One day about 30 years ago, writer/musican/performer Richard Knight popped a cassette into his car’s tape deck and his life turned a corner.
That cassette was a greatest hits compilation by Sérgio Mendes and Brasil ‘66. Knight, who is a longtime Windy City Times contributor, knew that he wanted to make Mendes’s style of music.
“I was kind of looking for a new band project,” Knight recalled, adding with a laugh, “I’m the kind of guy who loves a lot of projects.”
Samba Bamba, a band performing in loving homage to Mendes (with some stylings inspired by the B-52’s thrown in, Knight added) was born. The group rode the ‘90s lounge music revival zeitgeist with gigs all over, playing at numerous Chicago venues. At one point they even had a gig playing between segments of the infamous Jenny Jones Show.

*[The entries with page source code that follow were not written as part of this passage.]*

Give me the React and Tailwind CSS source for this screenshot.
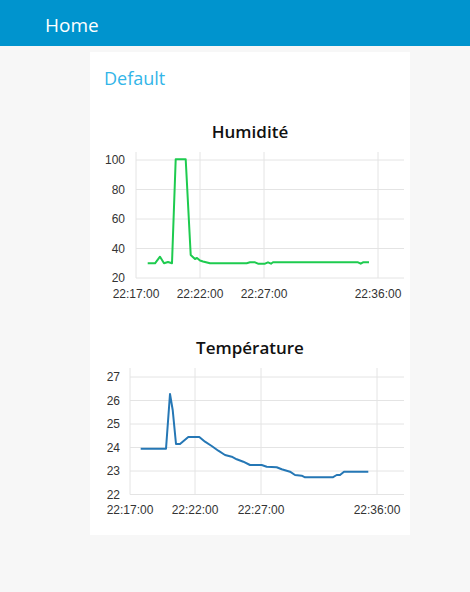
const humidity = [
  [57.7, 117.3], [65, 117.3], [70, 110.7], [74, 117.3], [78, 116], [82, 117.3],
  [85.7, 13.3], [95.7, 13.3], [100.7, 109], [105, 113], [107, 112], [110, 114.5],
  [113, 115.5], [120, 117.3], [156.7, 117.3], [160, 116.3], [165, 116.3], [168, 117.7],
  [175, 117.7], [178, 116.3], [181, 117.7], [183, 116.3], [268, 116.3], [270.7, 117.7],
  [273, 116.3], [279, 116.3],
];

const temperature = [
  [50.7, 86.7], [76, 86.7], [80, 32], [82.7, 48], [86, 82], [90, 82], [98.3, 75],
  [109.3, 75], [115, 79.7], [121.7, 84], [128.3, 88.7], [135, 93], [141.7, 94.7],
  [146.7, 97.3], [153.3, 99.7], [160, 103], [171.7, 103], [176.7, 104.7], [186.7, 105.3],
  [191.7, 107.3], [200, 109.7], [205, 113], [211.7, 113.7], [215, 115.3], [242.7, 115.3],
  [246.7, 113], [250, 113], [254, 109.7], [278.3, 109.7],
];

const Chart = ({ title, rows, cols, labelX, points, color }) => {
  const left = cols[0].x;
  return (
    <div className="flex flex-col">
      <div className="h-[28px] flex items-center justify-center text-[17px] font-semibold text-[#111]">
        {title}
      </div>
      <svg width="320" height="160" className="block">
        {rows.map((r) => (
          <line key={r.label} x1={left} x2="314" y1={r.y} y2={r.y} stroke="#e4e4e4" strokeWidth="1" />
        ))}
        {cols.map((c) => (
          <line key={c.label} x1={c.x} x2={c.x} y1="6" y2={rows[rows.length - 1].y} stroke="#e4e4e4" strokeWidth="1" />
        ))}
        {rows.map((r) => (
          <text
            key={r.label}
            x={labelX}
            y={r.y + 4}
            textAnchor="end"
            fontSize="12"
            fill="#333"
            fontFamily="'Liberation Sans', Arial, sans-serif"
          >
            {r.label}
          </text>
        ))}
        {cols.map((c) => (
          <text
            key={c.label}
            x={c.x}
            y="152"
            textAnchor="middle"
            fontSize="12"
            fill="#333"
            fontFamily="'Liberation Sans', Arial, sans-serif"
          >
            {c.label}
          </text>
        ))}
        <polyline
          points={points.map((p) => p.join(',')).join(' ')}
          fill="none"
          stroke={color}
          strokeWidth="2"
          strokeLinejoin="round"
        />
      </svg>
    </div>
  );
};

export default function App() {
  return (
    <div className="min-h-[592px] bg-[#f7f7f7] font-['Open_Sans',sans-serif]">
      <div className="h-[46px] bg-[#0094ce] flex items-center pl-[45px] pt-[4px] text-[19px] font-medium text-white">
        Home
      </div>
      <div className="pt-[6px] pl-[90px]">
        <div className="w-[320px] bg-white pb-[13px]">
          <div className="h-[52px] flex items-center pl-[14px] text-[18px] font-medium text-[#33b5e8]">
            Default
          </div>
          <div className="h-[14px]" />
          <Chart
            title="Humidité"
            labelX={35}
            rows={[
              { label: '100', y: 14 },
              { label: '80', y: 43.5 },
              { label: '60', y: 73 },
              { label: '40', y: 102.5 },
              { label: '20', y: 132 },
            ]}
            cols={[
              { label: '22:17:00', x: 46 },
              { label: '22:22:00', x: 110 },
              { label: '22:27:00', x: 174 },
              { label: '22:36:00', x: 288 },
            ]}
            points={humidity}
            color="#1ecb4f"
          />
          <div className="h-[28px]" />
          <Chart
            title="Température"
            labelX={30}
            rows={[
              { label: '27', y: 15 },
              { label: '26', y: 38.5 },
              { label: '25', y: 62 },
              { label: '24', y: 85.5 },
              { label: '23', y: 109 },
              { label: '22', y: 132.5 },
            ]}
            cols={[
              { label: '22:17:00', x: 40 },
              { label: '22:22:00', x: 105 },
              { label: '22:27:00', x: 171 },
              { label: '22:36:00', x: 287 },
            ]}
            points={temperature}
            color="#2577b5"
          />
        </div>
      </div>
    </div>
  );
}
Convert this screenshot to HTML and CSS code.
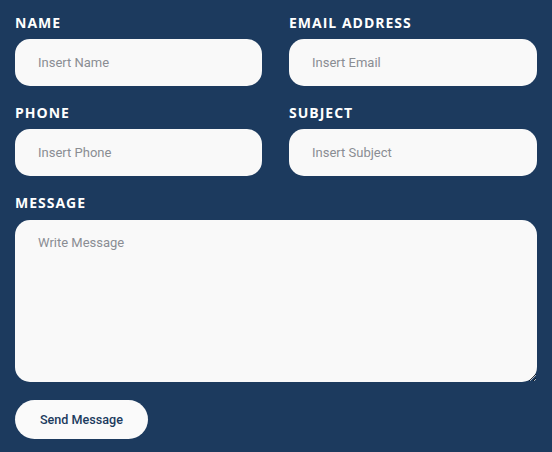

“We were very provocative,” Knight recalled. “People loved it because it was just so fun and dance-able. We’d do stuff like take a song like ‘Copacabana’ and have our own words and our own own little arrangement to it.”
But their gigs became less frequent as Knight and the rest of Samba Bamba became busy with other commitments.
“We had a very long run,” Knight said. “Then of course, what happens? People get busy with their lives, other things and other music projects.”
The group played some holiday shows in the ensuing decades, but hasn’t performed together for seven years. But to mark their 30th anniversary, Samba Bamba is together again—“pouring music through the samba blender,” Knight said—for a show at Martyrs’, 3855 N. Lincoln Ave., on Dec. 18.
Knight plays suave and flirtatious master of ceremonies Monty “Sugarloaf” Mattachine, while vocalist Jen Zias performs as lead singer Lupe Lowenstein. Activist Victor Salvo, who is founder and executive director of Legacy Project Chicago, is backup vocalist Lindo McCartney, who’s also personal valet to Monty and Lupe.
“He’s just supposed to stand there and look really cute—and hold my cocktails, work on my mustache and dance with the ladies and the men,” Knight said of Lindo.
The trio will be joined by musicians Gerald Dowd (drums), Karl Montzka (keyboards), Steve Dollinger (guitar), Randy Henry (bass) and Sam Rodriguez (congas and percussion). Knight said they’ll need to stay on their toes through the entire show.

“They’re killer players,” he said. “…The trick with this kind of music is you need to be [ready if] I see somebody in the audience and I want to go out and start a conga line, or I want to go dance with this person, or if Jen wants to extend something or riff a little bit.”
Knight promises that Monty will be up to his old tricks—flirting with various audience members between songs. Some female audience members back in the day were so taken with Monty they’d seek reassurance that Monty wasn’t gay. Knight said Monty would answer, “Baby, I’m whatever you want me to be—I’m ready to go.”
He added, “That’s one of the things that I loved being able to say: Love is love. That was always our message, which is wild. I wish I could say we coined that phrase, but we did not.”
Vocalist Grace Carlin—Knight’s niece—opens for Samba Bamba at the Dec. 18 show. Knight also said that the band will have a newly-available CD, Sambasized, for sale for the first time at the gig. Samba Bamba is also moving even further into the 21st century with online music sales.


“This is this is the first time anything that we’ve done is being made available digitally,” Knight explained. “It’s all just been on physical media and now people are like, ‘What is that? What is a CD, and what am I supposed to insert that into?’”
Doors open for the Samba Bamba show at 6:30 p.m. on Wednesday, Dec. 18 at Martyrs’, 3855 N. Lincoln Ave. For tickets and information, go to martyrslive.com.